Hundreds of other safety margins and reserves are being shaved currently: oil refining capacity that cannot keep up with rapidly rising world demand; overloaded power lines in Connecticut; nuclear power plants with acid-corroded pressure vessels; farmers running out of water for their crops; emergency rooms backed up for hours; flawed dams (including the one in Iraq that pus half a million people at risk); and major airports so congested that collisions on runways and taxiways now pose a greater risk to travelers than in-flight hazards.

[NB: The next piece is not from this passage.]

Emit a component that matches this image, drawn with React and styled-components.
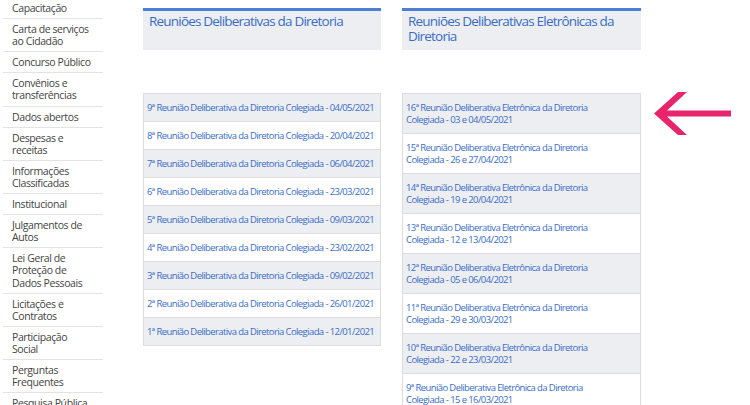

There are solutions. World War II wiped out thousands of bridges, but war-ravaged nations somehow rebuilt those with U.S. help, so we should be able to repair the deteriorating bridges of our time. We should stop building new highways until we have gotten control over the crumbly ones. New bridges must be better able to tolerate such things as neglect and overweight trucks—and take advantage of smart-bridge technology. The new I-35W bridge will feature sensors that war engineers about cracks and warps or impending failure.
Engineers believe the new bridge will stand for a full century, a claim that may seem wildly optimistic, but stone and steel bridges can last even longer if well built and maintained. The steel-alloy Eads Bridge in St. Louis still carries commuter trains and vehicles across the Mississippi after 134 years of service. Visitors to the Tajo River Valley at Cáceres, Spain, can read this epitaph on a monument overlooking a stone bridge: “I, Gaius Julius Lacer, famed for my divine art, leave this bridge for eternity and all the centuries of the world.” Or a good start on eternity, at any rate: Lacer wrote those words 1,900 years ago. Despite suffering serious wartime damage on two occasions, Lacer’s nearly 200-feet-tall bridge remains in use, carrying cars, busses, and trucks each day.
Our industrial web could use more builders such as Eads and Lacer, who gave the world technological innovations that did not break down.